Exercise inputs.
○ ○ ○ ○ ○

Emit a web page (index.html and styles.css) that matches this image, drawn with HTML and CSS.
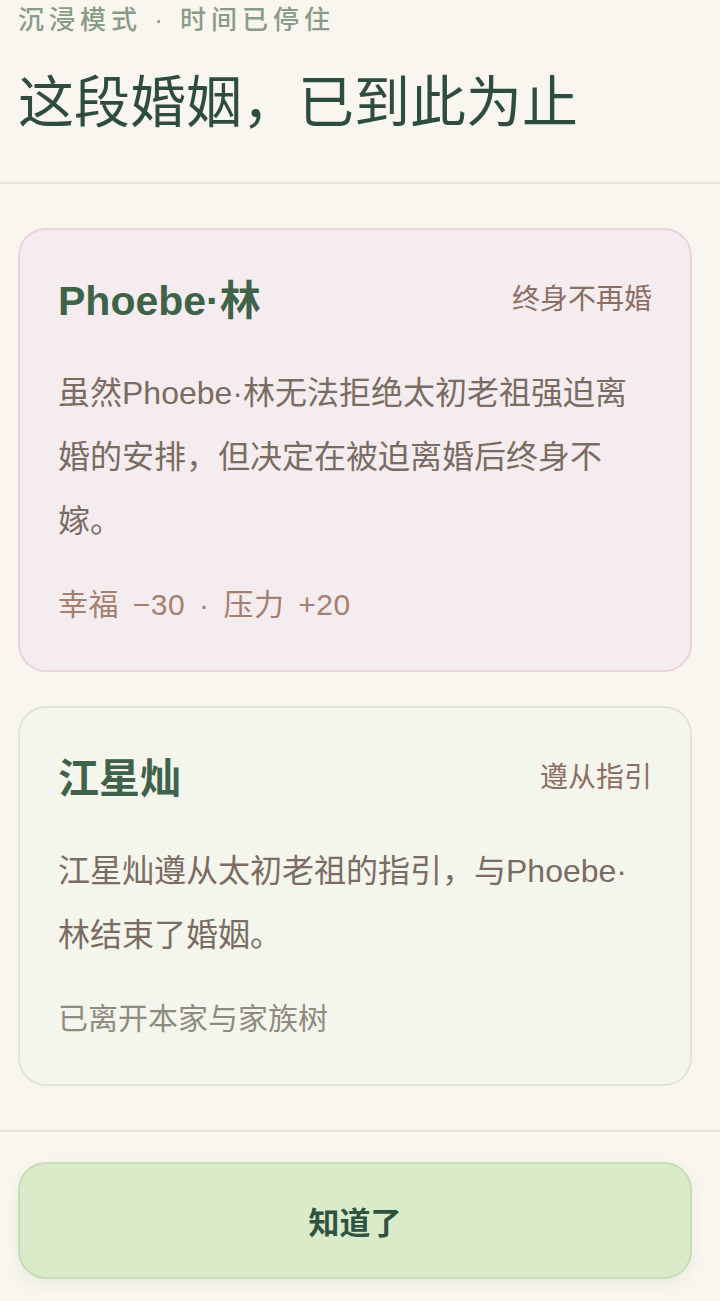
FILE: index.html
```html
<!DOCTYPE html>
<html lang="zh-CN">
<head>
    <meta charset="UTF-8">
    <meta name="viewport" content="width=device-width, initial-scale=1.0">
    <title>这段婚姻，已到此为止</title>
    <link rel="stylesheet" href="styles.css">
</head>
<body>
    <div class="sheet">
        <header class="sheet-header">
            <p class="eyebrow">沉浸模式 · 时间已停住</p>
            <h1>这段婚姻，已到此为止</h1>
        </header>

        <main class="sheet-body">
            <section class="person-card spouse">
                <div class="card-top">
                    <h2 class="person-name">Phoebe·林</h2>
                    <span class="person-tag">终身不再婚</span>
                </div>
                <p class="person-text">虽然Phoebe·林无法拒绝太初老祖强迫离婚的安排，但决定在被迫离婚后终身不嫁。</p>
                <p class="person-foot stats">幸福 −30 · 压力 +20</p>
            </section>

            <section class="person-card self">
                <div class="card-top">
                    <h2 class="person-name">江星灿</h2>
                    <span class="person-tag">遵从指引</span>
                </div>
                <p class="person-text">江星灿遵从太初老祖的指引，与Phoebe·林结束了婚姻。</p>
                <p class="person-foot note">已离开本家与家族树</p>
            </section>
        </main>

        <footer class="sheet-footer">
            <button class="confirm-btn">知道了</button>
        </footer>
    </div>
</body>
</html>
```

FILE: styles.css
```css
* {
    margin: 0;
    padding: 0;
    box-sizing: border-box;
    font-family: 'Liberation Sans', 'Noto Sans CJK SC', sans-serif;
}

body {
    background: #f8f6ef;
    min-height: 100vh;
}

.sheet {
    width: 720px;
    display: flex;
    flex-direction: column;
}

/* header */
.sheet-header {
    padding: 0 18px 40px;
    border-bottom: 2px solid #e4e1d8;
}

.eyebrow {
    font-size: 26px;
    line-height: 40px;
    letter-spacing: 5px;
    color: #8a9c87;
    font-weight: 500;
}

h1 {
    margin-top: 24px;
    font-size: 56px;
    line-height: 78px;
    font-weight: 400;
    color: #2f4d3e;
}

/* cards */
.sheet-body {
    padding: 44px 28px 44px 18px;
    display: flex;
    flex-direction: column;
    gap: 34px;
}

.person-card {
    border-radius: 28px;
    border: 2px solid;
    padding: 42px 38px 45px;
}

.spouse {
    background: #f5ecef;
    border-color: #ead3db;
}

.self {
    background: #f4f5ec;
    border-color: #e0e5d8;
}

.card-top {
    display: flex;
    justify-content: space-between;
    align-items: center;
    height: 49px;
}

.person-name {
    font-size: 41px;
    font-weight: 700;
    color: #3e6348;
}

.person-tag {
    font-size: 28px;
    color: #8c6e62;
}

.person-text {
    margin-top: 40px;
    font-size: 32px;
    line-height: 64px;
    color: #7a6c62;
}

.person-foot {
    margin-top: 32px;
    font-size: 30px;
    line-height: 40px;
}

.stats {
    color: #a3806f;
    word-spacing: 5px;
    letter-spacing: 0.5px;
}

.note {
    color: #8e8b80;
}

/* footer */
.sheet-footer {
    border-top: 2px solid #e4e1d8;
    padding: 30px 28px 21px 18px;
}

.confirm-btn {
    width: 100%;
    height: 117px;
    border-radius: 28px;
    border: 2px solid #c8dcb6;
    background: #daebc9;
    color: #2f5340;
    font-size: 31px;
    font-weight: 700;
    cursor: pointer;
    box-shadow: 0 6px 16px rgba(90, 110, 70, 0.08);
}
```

○ ○ ○ ○ ○

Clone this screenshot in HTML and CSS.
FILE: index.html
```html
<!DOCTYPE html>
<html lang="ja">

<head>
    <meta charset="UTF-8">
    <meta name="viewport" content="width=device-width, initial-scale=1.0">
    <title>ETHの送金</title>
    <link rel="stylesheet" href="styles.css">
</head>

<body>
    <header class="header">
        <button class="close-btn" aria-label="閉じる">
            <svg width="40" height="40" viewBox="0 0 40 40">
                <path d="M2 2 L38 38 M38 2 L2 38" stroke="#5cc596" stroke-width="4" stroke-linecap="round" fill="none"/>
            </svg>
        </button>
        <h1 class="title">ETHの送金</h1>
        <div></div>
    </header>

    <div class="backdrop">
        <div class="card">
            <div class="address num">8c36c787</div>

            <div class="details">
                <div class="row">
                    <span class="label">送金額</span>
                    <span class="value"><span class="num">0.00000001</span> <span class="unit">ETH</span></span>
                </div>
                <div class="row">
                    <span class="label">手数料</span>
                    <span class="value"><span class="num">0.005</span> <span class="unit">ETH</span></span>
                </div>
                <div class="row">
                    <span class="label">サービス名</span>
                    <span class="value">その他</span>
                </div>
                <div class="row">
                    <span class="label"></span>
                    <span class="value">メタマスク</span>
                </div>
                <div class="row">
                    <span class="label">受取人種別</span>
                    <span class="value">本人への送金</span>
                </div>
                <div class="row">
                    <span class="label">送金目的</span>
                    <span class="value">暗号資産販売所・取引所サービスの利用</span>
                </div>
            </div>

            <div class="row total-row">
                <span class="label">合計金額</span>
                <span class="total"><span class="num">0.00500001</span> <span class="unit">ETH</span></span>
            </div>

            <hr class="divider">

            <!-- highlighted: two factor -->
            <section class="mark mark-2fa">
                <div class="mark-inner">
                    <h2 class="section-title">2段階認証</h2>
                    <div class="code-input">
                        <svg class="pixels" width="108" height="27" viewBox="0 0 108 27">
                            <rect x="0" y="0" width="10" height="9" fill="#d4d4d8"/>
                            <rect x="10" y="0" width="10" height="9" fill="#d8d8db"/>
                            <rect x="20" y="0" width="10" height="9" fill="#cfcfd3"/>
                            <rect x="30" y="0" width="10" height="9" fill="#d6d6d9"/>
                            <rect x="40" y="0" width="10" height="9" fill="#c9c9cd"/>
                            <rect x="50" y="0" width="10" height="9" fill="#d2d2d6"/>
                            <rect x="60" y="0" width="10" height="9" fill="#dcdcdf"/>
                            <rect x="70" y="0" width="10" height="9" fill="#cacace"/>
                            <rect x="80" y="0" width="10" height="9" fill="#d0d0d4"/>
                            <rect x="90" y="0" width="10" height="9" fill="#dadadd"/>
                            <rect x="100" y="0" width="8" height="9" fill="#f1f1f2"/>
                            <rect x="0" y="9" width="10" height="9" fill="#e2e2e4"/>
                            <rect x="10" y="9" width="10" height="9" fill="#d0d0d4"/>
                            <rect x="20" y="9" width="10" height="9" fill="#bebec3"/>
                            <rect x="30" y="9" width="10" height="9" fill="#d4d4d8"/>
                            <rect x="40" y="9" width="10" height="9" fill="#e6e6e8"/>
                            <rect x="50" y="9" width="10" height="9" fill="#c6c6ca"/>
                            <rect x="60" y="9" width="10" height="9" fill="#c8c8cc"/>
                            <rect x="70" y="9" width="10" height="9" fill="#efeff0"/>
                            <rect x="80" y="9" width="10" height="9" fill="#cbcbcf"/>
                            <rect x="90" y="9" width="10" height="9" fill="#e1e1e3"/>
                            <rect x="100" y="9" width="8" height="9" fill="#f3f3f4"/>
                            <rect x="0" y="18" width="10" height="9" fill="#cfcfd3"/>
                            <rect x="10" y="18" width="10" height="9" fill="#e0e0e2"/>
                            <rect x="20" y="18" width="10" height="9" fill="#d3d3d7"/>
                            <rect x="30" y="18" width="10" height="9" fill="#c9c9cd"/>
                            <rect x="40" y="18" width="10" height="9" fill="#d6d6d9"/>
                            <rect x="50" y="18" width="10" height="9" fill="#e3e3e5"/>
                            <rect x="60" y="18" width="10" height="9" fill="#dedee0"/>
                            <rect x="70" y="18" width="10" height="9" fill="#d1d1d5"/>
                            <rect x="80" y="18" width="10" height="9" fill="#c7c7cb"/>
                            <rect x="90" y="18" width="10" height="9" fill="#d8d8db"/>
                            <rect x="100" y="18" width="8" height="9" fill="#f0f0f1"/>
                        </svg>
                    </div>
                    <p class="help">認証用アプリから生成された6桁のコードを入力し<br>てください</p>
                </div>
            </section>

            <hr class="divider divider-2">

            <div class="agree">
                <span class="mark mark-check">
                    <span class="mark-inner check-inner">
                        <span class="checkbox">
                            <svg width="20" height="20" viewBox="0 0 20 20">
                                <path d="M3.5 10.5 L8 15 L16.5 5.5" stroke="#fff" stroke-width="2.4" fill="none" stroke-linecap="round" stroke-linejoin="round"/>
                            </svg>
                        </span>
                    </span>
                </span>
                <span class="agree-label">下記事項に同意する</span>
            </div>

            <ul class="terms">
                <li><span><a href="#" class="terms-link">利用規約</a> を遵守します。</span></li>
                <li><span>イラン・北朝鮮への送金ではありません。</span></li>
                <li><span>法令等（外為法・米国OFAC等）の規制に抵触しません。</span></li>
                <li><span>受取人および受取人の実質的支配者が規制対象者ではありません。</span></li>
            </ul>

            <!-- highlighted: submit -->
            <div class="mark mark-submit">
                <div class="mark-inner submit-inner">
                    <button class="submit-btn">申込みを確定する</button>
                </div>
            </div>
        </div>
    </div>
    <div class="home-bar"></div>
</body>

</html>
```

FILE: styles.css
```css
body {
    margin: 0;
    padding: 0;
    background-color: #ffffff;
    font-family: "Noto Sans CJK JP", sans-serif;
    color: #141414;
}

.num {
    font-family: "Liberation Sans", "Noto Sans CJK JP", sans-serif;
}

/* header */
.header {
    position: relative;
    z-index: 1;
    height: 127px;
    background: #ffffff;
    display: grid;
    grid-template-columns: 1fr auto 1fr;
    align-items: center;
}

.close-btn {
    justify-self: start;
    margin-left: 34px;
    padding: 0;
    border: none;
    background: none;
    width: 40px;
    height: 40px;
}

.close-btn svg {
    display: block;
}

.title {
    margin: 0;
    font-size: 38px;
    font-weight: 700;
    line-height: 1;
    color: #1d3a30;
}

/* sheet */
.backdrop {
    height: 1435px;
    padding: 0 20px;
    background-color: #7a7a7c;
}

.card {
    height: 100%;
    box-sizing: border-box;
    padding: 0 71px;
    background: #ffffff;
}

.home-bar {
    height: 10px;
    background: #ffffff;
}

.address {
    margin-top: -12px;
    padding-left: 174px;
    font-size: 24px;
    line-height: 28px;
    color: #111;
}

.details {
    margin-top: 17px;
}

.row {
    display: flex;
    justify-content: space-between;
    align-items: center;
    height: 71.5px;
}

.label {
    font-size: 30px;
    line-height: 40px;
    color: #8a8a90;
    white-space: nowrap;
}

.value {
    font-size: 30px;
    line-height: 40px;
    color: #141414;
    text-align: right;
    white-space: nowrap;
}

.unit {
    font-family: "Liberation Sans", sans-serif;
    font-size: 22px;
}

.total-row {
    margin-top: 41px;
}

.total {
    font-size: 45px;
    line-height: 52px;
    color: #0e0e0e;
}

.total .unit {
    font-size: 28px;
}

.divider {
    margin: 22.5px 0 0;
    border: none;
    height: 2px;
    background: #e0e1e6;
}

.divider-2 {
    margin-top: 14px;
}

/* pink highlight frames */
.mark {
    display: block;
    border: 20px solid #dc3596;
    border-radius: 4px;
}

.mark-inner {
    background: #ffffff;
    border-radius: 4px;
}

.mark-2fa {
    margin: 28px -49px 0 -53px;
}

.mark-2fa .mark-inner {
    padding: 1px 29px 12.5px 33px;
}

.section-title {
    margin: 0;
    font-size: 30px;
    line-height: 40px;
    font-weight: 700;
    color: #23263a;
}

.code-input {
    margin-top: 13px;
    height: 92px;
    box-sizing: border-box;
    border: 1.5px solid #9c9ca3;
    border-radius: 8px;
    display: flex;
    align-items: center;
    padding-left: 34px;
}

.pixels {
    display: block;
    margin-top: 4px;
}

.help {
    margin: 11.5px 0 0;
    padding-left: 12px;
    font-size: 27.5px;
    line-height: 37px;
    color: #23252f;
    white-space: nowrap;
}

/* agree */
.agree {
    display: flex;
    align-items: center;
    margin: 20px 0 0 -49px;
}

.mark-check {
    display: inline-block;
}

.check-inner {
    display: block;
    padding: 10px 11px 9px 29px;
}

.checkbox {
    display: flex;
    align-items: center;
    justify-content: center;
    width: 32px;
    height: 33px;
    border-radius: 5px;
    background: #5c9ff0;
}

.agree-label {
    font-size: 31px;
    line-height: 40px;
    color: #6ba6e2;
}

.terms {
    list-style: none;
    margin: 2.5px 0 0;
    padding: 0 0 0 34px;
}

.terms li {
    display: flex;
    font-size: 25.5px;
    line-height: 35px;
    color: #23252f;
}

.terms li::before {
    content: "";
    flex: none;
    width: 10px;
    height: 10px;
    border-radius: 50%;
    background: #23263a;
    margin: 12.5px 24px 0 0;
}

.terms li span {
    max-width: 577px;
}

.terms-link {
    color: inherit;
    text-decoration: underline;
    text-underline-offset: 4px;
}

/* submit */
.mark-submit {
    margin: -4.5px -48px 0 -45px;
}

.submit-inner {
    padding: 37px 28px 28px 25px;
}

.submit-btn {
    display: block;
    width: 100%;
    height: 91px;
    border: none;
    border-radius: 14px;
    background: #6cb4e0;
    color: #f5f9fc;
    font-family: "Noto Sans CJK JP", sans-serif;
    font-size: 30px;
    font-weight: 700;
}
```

○ ○ ○ ○ ○

Exercise details. Show all lines from the listing above in which "this" appears.

In response.
Emit a web page (index.html and styles.css) that matches this image, drawn with HTML and CSS.
Clone this screenshot in HTML and CSS.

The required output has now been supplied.